Member of Parliament
- Constituency: Rasipuram

Personal details
- Born: 19 May 1958 (age 68) Namakkal, Tamil Nadu
- Party: Indian National Congress
- Children: 1
- Education: M.A., B.Ed

= K. Rani (politician) =

Indian politician

K. Rani (born 19 May 1958) was a member of the 14th Lok Sabha of India. She represented the Rasipuram constituency in Tamil Nadu from 2004 to 2009, which was reserved for candidates from the Scheduled Castes. She also served as Member of Legislative Assembly from Talavasal assembly constituency between 1996 - 2001.

==Positions held==
Rani was elected to the Tamil Nadu Legislative Assembly in the 1996 state elections as a candidate of the TMC. She had contested the Talavasal constituency, which was reserved for candidates from the Scheduled Castes. She served a full term in the Assembly, to 2001, and was a Member of the Committee on Empowerment of Women.

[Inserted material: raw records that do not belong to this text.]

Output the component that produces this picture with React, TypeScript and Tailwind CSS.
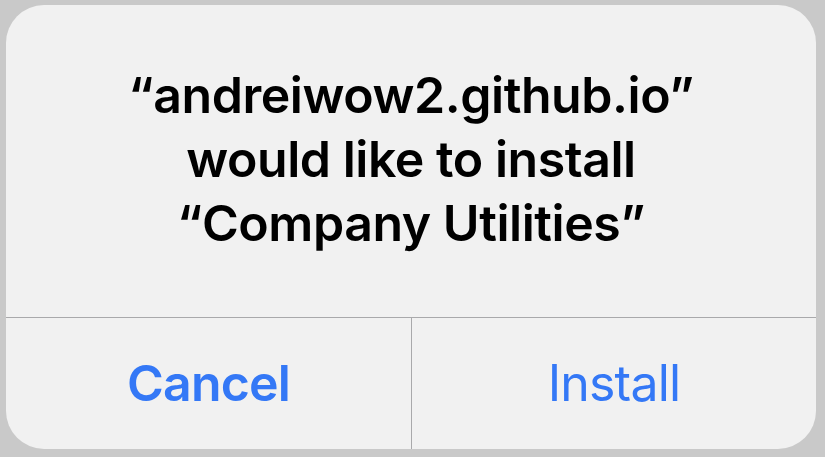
import { FC, JSX } from 'react';

const App: FC = (): JSX.Element => {
  return (
    <div className="w-[825px] h-[457px] bg-[#c9c9c9] pt-[5px] pl-[6px] overflow-hidden">
      <div
        className="w-[810px] h-[444px] rounded-[38px] bg-[#f1f1f1] flex flex-col overflow-hidden"
        style={{ fontFamily: 'Inter, "Noto Sans", sans-serif' }}
      >
        <div className="h-[313px] border-b border-[#a9a9ab] pt-[58px] flex flex-col items-center text-center text-black font-semibold text-[50px] leading-[64px] tracking-[-0.45px]">
          <p>“andreiwow2.github.io”</p>
          <p>would like to install</p>
          <p>“Company Utilities”</p>
        </div>
        <div className="flex flex-1 tracking-[-0.8px]">
          <button className="w-[406px] border-r border-[#a9a9ab] flex items-center justify-center text-[50px] font-semibold text-[#3478f6]">
            Cancel
          </button>
          <button className="flex-1 flex items-center justify-center text-[50px] font-normal text-[#3478f6]">
            Install
          </button>
        </div>
      </div>
    </div>
  );
};

export default App;
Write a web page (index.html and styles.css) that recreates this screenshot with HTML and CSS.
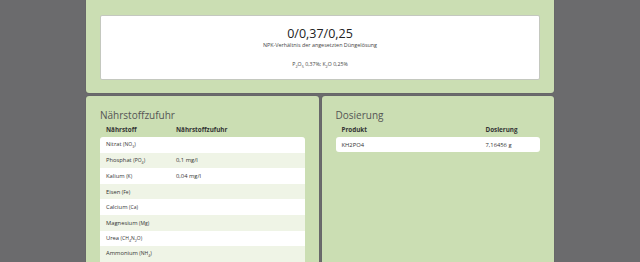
FILE: index.html
```html
<!DOCTYPE html>
<html lang="de">
<head>
  <meta charset="UTF-8" />
  <title>Dünger-Rechner</title>
  <link rel="stylesheet" href="styles.css">
</head>
<body>
  <div class="page">
    <section class="panel summary">
      <div class="resultBox">
        <div class="npk">0/0,37/0,25</div>
        <div class="npkLabel">NPK-Verhältnis der angesetzten Düngelösung</div>
        <div class="npkDetail">P<sub>2</sub>O<sub>5</sub> 0,37%; K<sub>2</sub>O 0,25%</div>
      </div>
    </section>

    <div class="columns">
      <section class="panel">
        <h2>Nährstoffzufuhr</h2>
        <table class="dataTable nutrients">
          <thead>
            <tr><th>Nährstoff</th><th>Nährstoffzufuhr</th></tr>
          </thead>
          <tbody>
            <tr><td>Nitrat <small>(NO<sub>3</sub>)</small></td><td></td></tr>
            <tr><td>Phosphat <small>(PO<sub>4</sub>)</small></td><td>0,1 mg/l</td></tr>
            <tr><td>Kalium <small>(K)</small></td><td>0,04 mg/l</td></tr>
            <tr><td>Eisen <small>(Fe)</small></td><td></td></tr>
            <tr><td>Calcium <small>(Ca)</small></td><td></td></tr>
            <tr><td>Magnesium <small>(Mg)</small></td><td></td></tr>
            <tr><td>Urea <small>(CH<sub>4</sub>N<sub>2</sub>O)</small></td><td></td></tr>
            <tr><td>Ammonium <small>(NH<sub>4</sub>)</small></td><td></td></tr>
          </tbody>
        </table>
      </section>

      <section class="panel">
        <h2>Dosierung</h2>
        <table class="dataTable dosage">
          <thead>
            <tr><th>Produkt</th><th>Dosierung</th></tr>
          </thead>
          <tbody>
            <tr><td>KH2PO4</td><td>7,16456 g</td></tr>
          </tbody>
        </table>
      </section>
    </div>
  </div>
</body>
</html>
```

FILE: styles.css
```css
/* page frame */
body {
  margin: 0;
  background: #6b6b6d;
  font-family: "Open Sans", Arial, sans-serif;
  color: #333;
  height: 262px;
  overflow: hidden;
}
.page {
  width: 468px;
  margin: 0 auto;
  display: flex;
  flex-direction: column;
  gap: 3px;
}
.panel {
  background: #cbdeb3;
  border-radius: 3px;
  box-shadow: 0 0 1px #48484a;
  padding: 12px 14px;
}
.summary {
  padding: 15px 14px 13px;
  border-top-left-radius: 0;
  border-top-right-radius: 0;
}
.resultBox {
  background: #fff;
  border: 1px solid #c4c8bf;
  border-radius: 2px;
  height: 63px;
  text-align: center;
  color: #222;
}
.npk {
  font-size: 12.5px;
  line-height: 14px;
  margin-top: 11px;
}
.npkLabel {
  font-size: 5.4px;
  line-height: 8px;
  color: #444;
}
.npkDetail {
  font-size: 5.2px;
  line-height: 8px;
  margin-top: 11px;
  color: #444;
}
.npkDetail sub {
  font-size: 3.8px;
}

.columns {
  display: grid;
  grid-template-columns: 1fr 1fr;
  gap: 3px;
}
.columns .panel {
  height: 142px;
  overflow: hidden;
  border-bottom-left-radius: 0;
  border-bottom-right-radius: 0;
}
h2 {
  margin: 0;
  font-size: 10px;
  font-weight: normal;
  line-height: 14px;
  color: #555;
}

/* tables */
.dataTable {
  width: 100%;
  border-collapse: collapse;
}
.dataTable th {
  text-align: left;
  font-size: 6.3px;
  font-weight: bold;
  color: #333;
  height: 15px;
  padding: 0 6px;
}
.dataTable td {
  font-size: 5.8px;
  height: 15.6px;
  padding: 0 6px;
  background: #fff;
}
.dataTable tbody tr:nth-child(even) td {
  background: #eff4e6;
}
.dataTable tbody tr:first-child td:first-child { border-top-left-radius: 3px; }
.dataTable tbody tr:first-child td:last-child { border-top-right-radius: 3px; }
.dosage tbody tr:last-child td:first-child { border-bottom-left-radius: 3px; }
.dosage tbody tr:last-child td:last-child { border-bottom-right-radius: 3px; }

.nutrients th:first-child,
.nutrients td:first-child {
  width: 58px;
}
.dosage th:first-child,
.dosage td:first-child {
  width: 132px;
}
.dosage td {
  height: 15px;
}
small {
  font-size: 5px;
}
small sub {
  font-size: 3.6px;
}
```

Rani was elected as an INC MP from the Rasipuram Lok Sabha constituency, which was also reserved for the Scheduled Castes, in the 14th Lok Sabha elections. She was also selected as a Member of the Committee on Health & Family Welfare from 5 Aug. 2007 onwards. From 16 August 2006 onwards she was a Member on the Committee on Empowerment of Women.

The INC nominated Rani to stand in the elections for the 15th Lok Sabha, this time from the seat of Villupuram. Her previous constituency of Rasipuram had ceased to exist due to boundary changes.